Hollow silica nanospheres (HSNSs) have attracted much research interest due to their great potential application in many fields, such as drug delivery, catalysis, sensors, and environmental protection.^1–7 A series of synthetic methods have been developed to prepare HSNSs. To date, the most typical preparation methods for HSNSs are the templating methods, including hard-templating and soft-templating methods.^8–14 However, for the hard-template methods, the preparation process is usually leads to hollow structure collapse during removal of sacrificial templates. Meanwhile, when the soft templating methods are adopted, the morphology and size distribution of HSNSs are hard to be controlled precisely.¹⁵

Recently, researchers have explored a so-called self-templating route to prepare HSNSs in order to overcome the above-mentioned disadvantages.^16–23 Shi's groups¹⁶ proposed a “structural difference-based selective etching” route to fabricate HSNSs. The process of HSNSs preparation involved fabrication of pure silica core/mesoporous silica shell nanoparticles and subsequent selectively removing pure silica core with appropriate etching agent based on structure difference between pure silica core and mesoporous silica shell. Zheng et al.¹⁷ developed a “cationic surfactant assisted selective etching” strategy to synthesize HSNSs. They found that the formation of the CTAB/SiO₂ hybrid shell could effectively resist chemical etching, and accordingly inner pure silica core was preferentially etched. Very recently, self-templating methods had been developed for synthesizing OHSNSs.^24–30 Shi and co-workers²⁴ reported a “in situ hydrophobic layer protected selective etching” method to fabricate amino group functionalized HSNSs, in which the introduced amino group could form hydrophobic protecting layers on the surface of pure silica core/organic hybrid silica shell nanospheres, and consequently the relatively unstable pure silica core was selectively dissolved. In above-mentioned self-templating methods, the key point was that hybrid silica shell was more stable against etching than pure silica inner core. However, to our knowledge, some of hybrid silicas are more chemically inert than the pure silica,³¹ and thus OHSNSs are difficult to be obtained effectively. Therefore, pursuing appropriate synthetic methods to various OHSNSs are extremely desired.

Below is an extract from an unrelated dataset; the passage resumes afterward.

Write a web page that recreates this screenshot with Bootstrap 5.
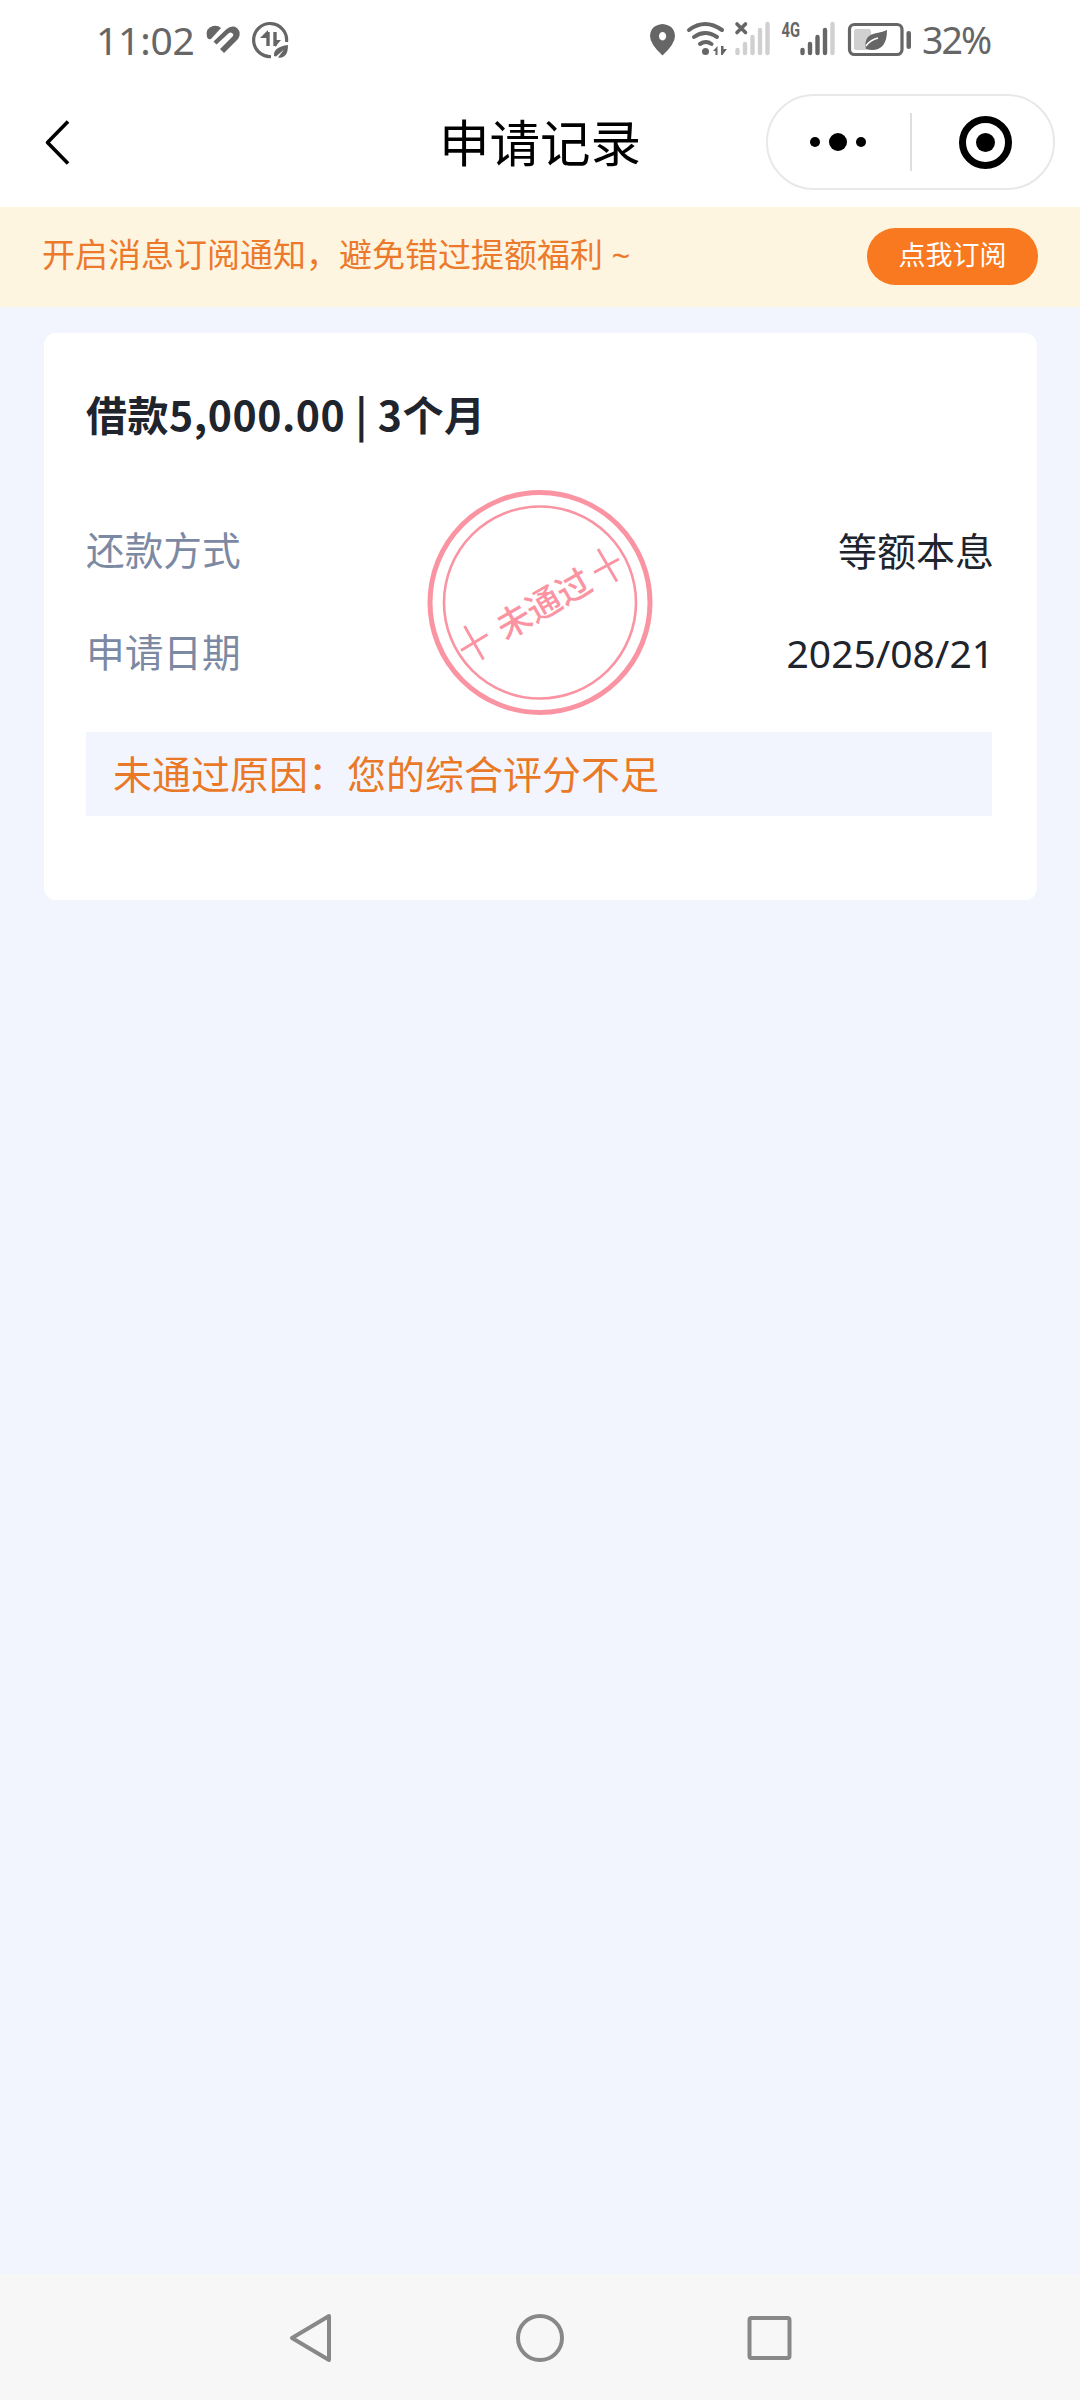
<!DOCTYPE html>
<html lang="zh-CN">

<head>
    <meta charset="UTF-8">
    <meta name="viewport" content="width=device-width, initial-scale=1.0">
    <title>申请记录</title>
    <link rel="stylesheet" href="https://cdn.jsdelivr.net/npm/bootstrap@5.3.0/dist/css/bootstrap.min.css">
    <style>
        body {
            background: #f2f5fe;
            color: #20242d;
            font-family: "Noto Sans", "Noto Sans CJK SC", sans-serif;
            font-size: 39px;
            line-height: 1;
        }

        svg { display: block; flex-shrink: 0; }

        .status-bar { height: 80px; color: #666; padding-left: 96px; padding-right: 90px; }
        .status-time { width: 108px; letter-spacing: -.2px; padding-bottom: 2px; }
        .status-battery { width: 68px; margin-left: 10px; padding-bottom: 1px; letter-spacing: -2px; font-size: 37.500px; }

        .title-bar { height: 127px; padding: 14px 25px 17px 0; }
        .title-bar h1 { font-size: 50.500px; line-height: 96px; color: #000; padding-top: 1px; }
        .title-side { width: 289px; }
        .title-back { width: 314px; }
        .capsule { height: 96px; border: 2px solid #e8e8e8; }
        .capsule-line { width: 2px; height: 58px; background: #dedede; }

        .notice-bar { height: 100px; background: #fef5e1; color: #ec7a2c; padding: 0 42px 2px; font-size: 33px; }
        .notice-bar span { padding-bottom: 4px; }
        .btn-subscribe {
            --bs-btn-bg: #f97920;
            --bs-btn-color: #fff;
            --bs-btn-hover-bg: #e96c15;
            --bs-btn-hover-color: #fff;
            --bs-btn-font-size: 27px;
            --bs-btn-line-height: 1;
            width: 171px;
            height: 57px;
        }

        .record-card {
            --bs-card-border-width: 0;
            --bs-card-border-radius: 12px;
            --bs-card-spacer-x: 42px;
            --bs-card-spacer-y: 0;
            --bs-card-inner-border-radius: 12px;
            margin: 26px 43px 0 44px;
            height: 567px;
        }
        .record-title { font: 700 41px/60px "Noto Sans CJK SC", sans-serif; margin: 50px 0 56px; letter-spacing: .55px; }
        .record-row { height: 102px; padding-right: 1px; }
        .record-label { color: #7c89a2; font-size: 38.700px; }
        .reason { height: 84px; background: #f2f5fe; color: #ea7927; padding: 0 27px 2px; margin: 29px 3px 0 0; }

        .stamp { position: absolute; left: 382px; top: 156px; }
        .stamp text { font: 500 34.500px "Noto Sans CJK SC", sans-serif; }

        .nav-keys { height: 126px; background: #f7f7f7; gap: 179px; padding: 2px 1px 0 0; }
    </style>
</head>

<body>
    <div class="d-flex flex-column min-vh-100">
        <!-- status bar -->
        <div class="status-bar d-flex align-items-center justify-content-between bg-white">
            <div class="d-flex align-items-center">
                <span class="status-time">11:02</span>
                <svg width="88" height="80" viewBox="204 0 88 80" fill="currentColor">
                    <path d="M207 37q-2-9 6-11 5-1 8 2L211 39q-3 1-4-2z"/>
                    <path d="M213.500 41.500L226 29.500q6-5 11-1.500 5 5 1 11L224 53l-4-4 13-13q1-2-1-3-1-1-3 0L216.500 44.500z"/>
                    <path d="M218.500 46.500l11-11" fill="none" stroke="#fff" stroke-width="1.500"/>
                    <path d="M271 56.500A16.500 16.500 0 1 1 286.500 42" fill="none" stroke="currentColor" stroke-width="3.200"/>
                    <path d="M268 32v14M275 32v14" fill="none" stroke="currentColor" stroke-width="3.400"/>
                    <path d="M260 38l8-8v8zM275 47v-7h6z"/>
                    <path d="M274 56q-1-9 14-11 0 14-10 12.500l6-8-8 7z"/>
                </svg>
            </div>
            <div class="d-flex align-items-center">
                <svg width="264" height="80" viewBox="648 0 264 80" fill="currentColor">
                    <!-- location -->
                    <path fill-rule="evenodd" d="M662.500 24q12 1 12.500 12 0 8-12.500 19.500Q650 44 650 36q.500-11 12.500-12zm0 8a3.700 4.200 0 1 0 .1 0z"/>
                    <!-- wifi -->
                    <g fill="none" stroke="currentColor" stroke-width="4" stroke-linecap="round">
                        <path d="M689 30q16-12 33 0M694 37q11-8 23 0M700 44q6-4 11.500 0"/>
                    </g>
                    <circle cx="705.500" cy="51.500" r="3.500"/>
                    <path d="M713 51l4.500-5v9h-2v-4zM721 46h2.500v3h3.500L722.500 55H721z"/>
                    <!-- empty sim -->
                    <path d="M737 24l8.500 8.500M745.500 24l-8.500 8.500" stroke="currentColor" stroke-width="3.600" stroke-linecap="round"/>
                    <path d="M737.500 50v3M745 44v9M752.500 37v16M760 30v23M767.500 24v29" stroke="#d0d0d0" stroke-width="4.400" stroke-linecap="round"/>
                    <!-- 4G sim -->
                    <text x="781.500" y="36.500" font-size="20" font-weight="700" font-family="Roboto, sans-serif" textLength="18.500" lengthAdjust="spacingAndGlyphs">4G</text>
                    <path d="M802.500 50v3M810 44v9M817.500 37v16M825 30v23" stroke="currentColor" stroke-width="4.400" stroke-linecap="round"/>
                    <path d="M832.500 24v29" stroke="#d0d0d0" stroke-width="4.400" stroke-linecap="round"/>
                    <!-- battery -->
                    <rect x="849.500" y="24.500" width="52.500" height="30" rx="5" fill="none" stroke="currentColor" stroke-width="3.200"/>
                    <rect x="854" y="29" width="17" height="21" rx="2" fill="#d0d0d0"/>
                    <rect x="906.500" y="31" width="4.500" height="18" rx="2.200"/>
                    <path d="M866 49q-3-14 11-16 6-1 10-3 0 20-15 20-2 0-5-1z"/>
                    <path d="M866 46q4-6 12-8" stroke="#fff" stroke-width="1.400" fill="none"/>
                </svg>
                <span class="status-battery">32%</span>
            </div>
        </div>

        <!-- title bar -->
        <header class="title-bar d-flex align-items-start justify-content-between bg-white">
            <div class="title-back">
                <svg width="80" height="96" viewBox="0 94 80 96"><path d="M68 121.500L47.500 142.500 68 163.500" fill="none" stroke="#000" stroke-width="3.600" stroke-linejoin="round"/></svg>
            </div>
            <h1 class="m-0 fw-normal">申请记录</h1>
            <div class="title-side capsule rounded-pill d-flex align-items-center">
                <svg width="142" height="92" viewBox="768 96 142 92"><circle cx="815" cy="142" r="5"/><circle cx="838" cy="142" r="9"/><circle cx="861" cy="142" r="5"/></svg>
                <div class="capsule-line"></div>
                <svg width="141" height="92" viewBox="912 96 141 92"><circle cx="985.500" cy="142.500" r="23" fill="none" stroke="#000" stroke-width="7"/><circle cx="985.500" cy="142.500" r="9.500"/></svg>
            </div>
        </header>

        <div class="notice-bar d-flex align-items-center justify-content-between">
            <span>开启消息订阅通知，避免错过提额福利 ~</span>
            <button type="button" class="btn btn-subscribe rounded-pill p-0 pb-1 border-0">点我订阅</button>
        </div>

        <!-- loan record -->
        <main class="flex-grow-1">
            <div class="card record-card">
                <div class="card-body">
                    <h2 class="record-title">借款5,000.00 | 3个月</h2>
                    <div class="record-row d-flex align-items-center justify-content-between">
                        <span class="record-label">还款方式</span>
                        <span>等额本息</span>
                    </div>
                    <div class="record-row d-flex align-items-center justify-content-between">
                        <span class="record-label">申请日期</span>
                        <span>2025/08/21</span>
                    </div>
                    <div class="reason d-flex align-items-center">未通过原因：您的综合评分不足</div>
                </div>
                <svg class="stamp" width="228" height="228" viewBox="426 489 228 228" fill="none" stroke="#fa94a3">
                    <circle cx="540" cy="602.500" r="110" stroke-width="5"/>
                    <circle cx="540" cy="602.500" r="96" stroke-width="2.600"/>
                    <path d="M461 650.500l26.500-16M464.500 626l19 33.500M594 572.500l25-13.500M598 549l19 32.500" stroke-width="2.800"/>
                    <text transform="translate(543.500 603.500) rotate(-30)" y="13" text-anchor="middle" fill="#fa94a3" stroke="none">未通过</text>
                </svg>
            </div>
        </main>

        <!-- system navigation -->
        <footer class="nav-keys d-flex align-items-center justify-content-center">
            <svg width="50" height="52" viewBox="0 0 50 52"><path d="M6 26L43 4v44z" fill="none" stroke="#888" stroke-width="4" stroke-linejoin="round"/></svg>
            <svg width="50" height="52" viewBox="0 0 50 52"><circle cx="25" cy="26" r="22" fill="none" stroke="#888" stroke-width="4"/></svg>
            <svg width="50" height="52" viewBox="0 0 50 52"><rect x="5.500" y="6" width="40" height="40" rx="2" fill="none" stroke="#888" stroke-width="4"/></svg>
        </footer>
    </div>
    <script src="https://cdn.jsdelivr.net/npm/bootstrap@5.3.0/dist/js/bootstrap.bundle.min.js"></script>
</body>

</html>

It is well known that the solid-to-hollow transformation of the core–shell silica nanospheres is attributed to stability difference between core and shell in etching process. Herein, we present a novel “functional group difference-based selective etching” route to prepare OHSNSs with well-defined morphology and uniform size. The key point is that both core and shell are introduced different organic functional groups. When the stabilities of the core and shell are distinct different, the OHSNSs can be easily prepared. Compared with current self-templating methods, our strategy has three obvious advantages. Firstly, the preparation of TC-HSNSs does not require any assistant agents. Secondly, TC-HSNSs can be fabricated without the need for post-modification. Thirdly, it may be widely applied to fabricate various OHSNSs. In this paper, simply by treating the bifunctionalized core–shell silica nanospheres, which are synthesized by using CTES and TCPTES as precursors under hydrothermal condition, with a Na₂CO₃ solution, TC-HSNSs are easily synthesized based on stability difference between the cyano group functionalized inner core and the thiocyanato group functionalized outer shell. Additionally, the application of the TC-HSNSs in drug loading is also researched using aspirin as model drug.

2 Experimental section

2.1 Materials

Tetraethyl orthosilicate (TEOS, 96%), 3-thiocyanatopropyltriethoxysilane (TCPTES, 97%), ammonia hydroxide (25–28%), sodium carbonate, absolute ethanol, aspirin (98%) were purchased from Sinopharm Chemical Reagent Co. Cyanoethyltriethoxysilane (CTES, 95%), vinyltriethoxysilane (VTES, 99%) were obtained from Aladdin Chemistry Co. Ltd. Deionized water was used for all syntheses.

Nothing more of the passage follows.